In any case, we're skirting this design question for now by just making the startup respect the existing environment variable, if present. It will already respect other Python environment variables (e.g. PYTHONHASHSEED, PYTHONIOENCODING, etc), so it makes it a bit more consistent in that regard. (Whether they're set via the py_test.env attribute, ctx.actions.run(env=...), or manually in the command line invocation).

I'm pretty strongly -1 on a dedicated attribute. There's simply too many other PYTHON* environment variables and Python command line options for a tenable attribute-based API, and the set of them changes outside our control. When I look at the environment variables and command line flags, I can imagine a few more that would make sense to enable by default (the site package ones, hash randomization (when exec mode), maybe dont-write-byte-code, ...). I also don't like having a third way to control these settings. It's already confusing that there's an environment variable and interpreter arg that control it.

Use -P to control it

I'd be fine with -P being used instead of using the environment variable. I'd approve a PR changing things to pass -P instead. However, it still leaves the problem of how to opt out.
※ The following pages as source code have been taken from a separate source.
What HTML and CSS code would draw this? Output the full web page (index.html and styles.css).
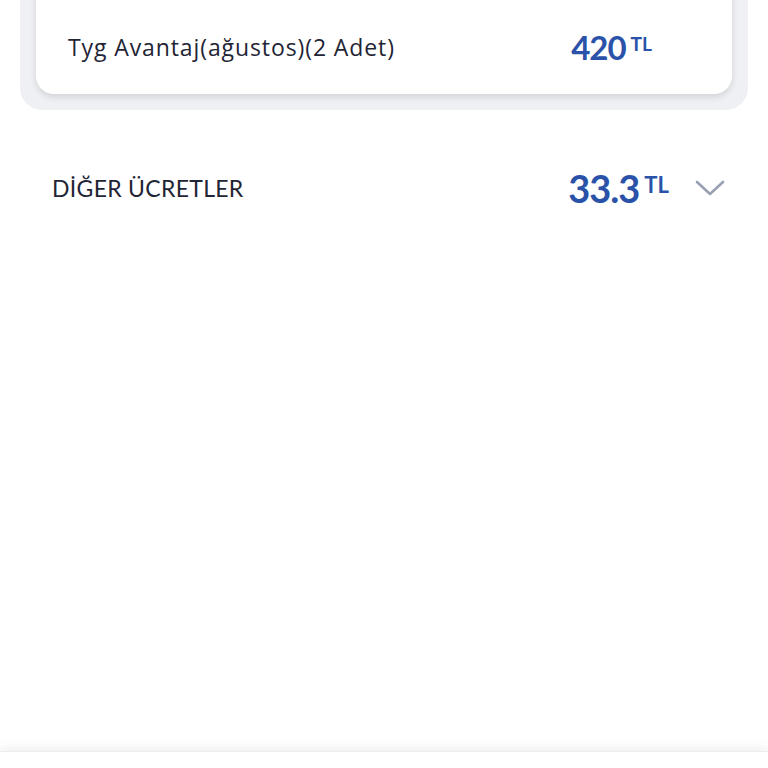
FILE: index.html
```html
<!DOCTYPE html>
<html lang="tr">
<head>
<meta charset="UTF-8" />
<meta name="viewport" content="width=device-width, initial-scale=1" />
<title>Ücretler</title>
<link rel="stylesheet" href="styles.css">
</head>
<body>

<div class="page">
  <div class="group">
    <div class="item-card">
      <div class="item-name">Tyg Avantaj(ağustos)(2 Adet)</div>
      <div class="price small">420<span class="cur">TL</span></div>
    </div>
  </div>

  <div class="fee-row">
    <div class="fee-title">DİĞER ÜCRETLER</div>
    <div class="fee-right">
      <div class="price big">33.3<span class="cur">TL</span></div>
      <svg class="chevron" width="30" height="16" viewBox="0 0 30 16">
        <path d="M2 2 L15 14 L28 2" fill="none" stroke="#9aa0b3" stroke-width="2.6" stroke-linecap="round" stroke-linejoin="round"/>
      </svg>
    </div>
  </div>
</div>

<div class="bottom-bar"></div>

</body>
</html>
```

FILE: styles.css
```css
body {
  margin: 0;
  background: #ffffff;
  font-family: "Lato", "Noto Sans", sans-serif;
  color: #1f2535;
  height: 768px;
  overflow: hidden;
  position: relative;
}

.page {
  padding: 0 20px;
}

.group {
  background: #eff0f3;
  border-radius: 22px;
  padding: 0 16px 16px;
  margin-top: -20px;
}

.item-card {
  background: #ffffff;
  border-radius: 18px;
  box-shadow: 0 3px 6px rgba(0, 0, 0, 0.12);
  height: 114px;
  display: flex;
  align-items: center;
  padding: 20px 32px 0;
  box-sizing: border-box;
}

.item-name {
  font-family: "Open Sans", "Lato", sans-serif;
  font-size: 23px;
  letter-spacing: 0.9px;
  flex: 1;
}

.price {
  color: #2a52a8;
  font-weight: 700;
  white-space: nowrap;
}

.price .cur {
  font-size: 0.58em;
  margin-left: 5px;
  vertical-align: 0.45em;
  letter-spacing: 0;
}

.price.small {
  font-size: 33px;
  margin-right: 48px;
  letter-spacing: -1px;
}

.fee-row {
  display: flex;
  align-items: center;
  padding: 0 23px 0 32px;
  margin-top: 55px;
}

.fee-title {
  flex: 1;
  font-size: 23px;
  letter-spacing: 0.3px;
}

.fee-right {
  display: flex;
  align-items: center;
  gap: 26px;
}

.price.big {
  font-size: 38px;
  letter-spacing: -1px;
}

.bottom-bar {
  position: absolute;
  left: 0;
  right: 0;
  top: 751px;
  height: 20px;
  background: #ffffff;
  box-shadow: 0 -4px 10px rgba(0, 0, 0, 0.06);
  border-top: 1px solid #eeeeee;
}
```
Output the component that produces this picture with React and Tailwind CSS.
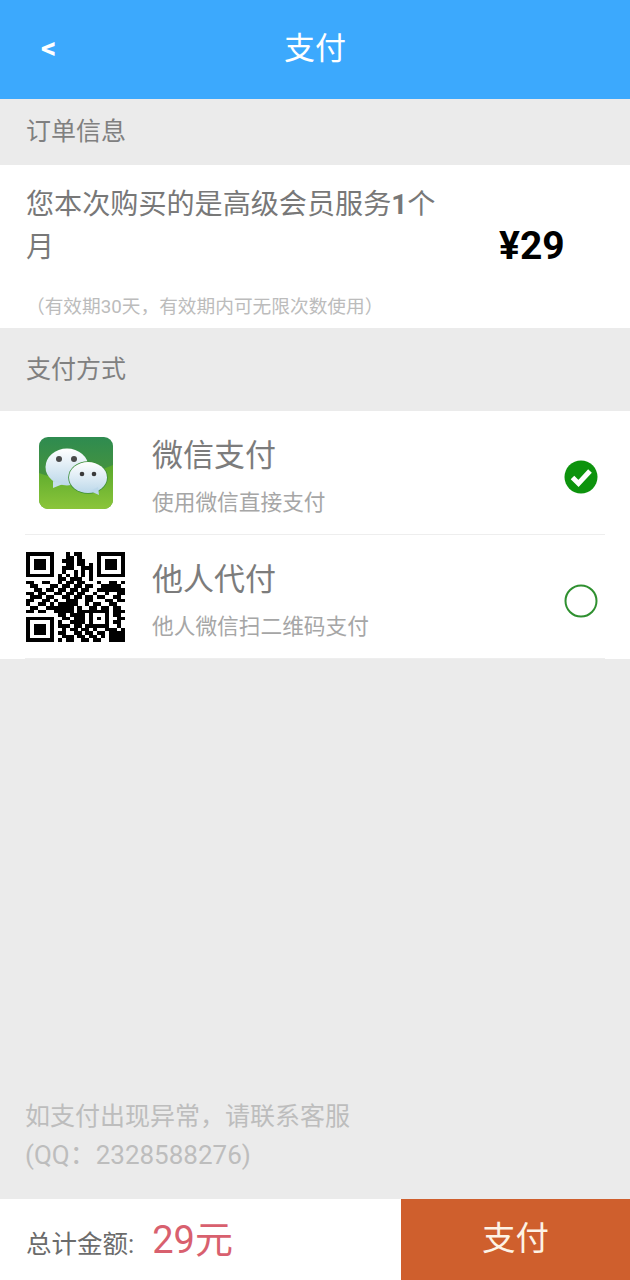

allsey87 commented 3 months ago

Use -P to control it

I'd be fine with -P being used instead of using the environment variable. I'd approve a PR changing things to pass -P instead. However, it still leaves the problem of how to opt out.

Well, I think this is actually an XY problem. What I actually need is to just stop PYTHONSAFEPATH propagating to child processes, which -P would achieve. I don't actually see the need for opting out of safe path for a given py_binary. Sorry if I didn't communicate this well.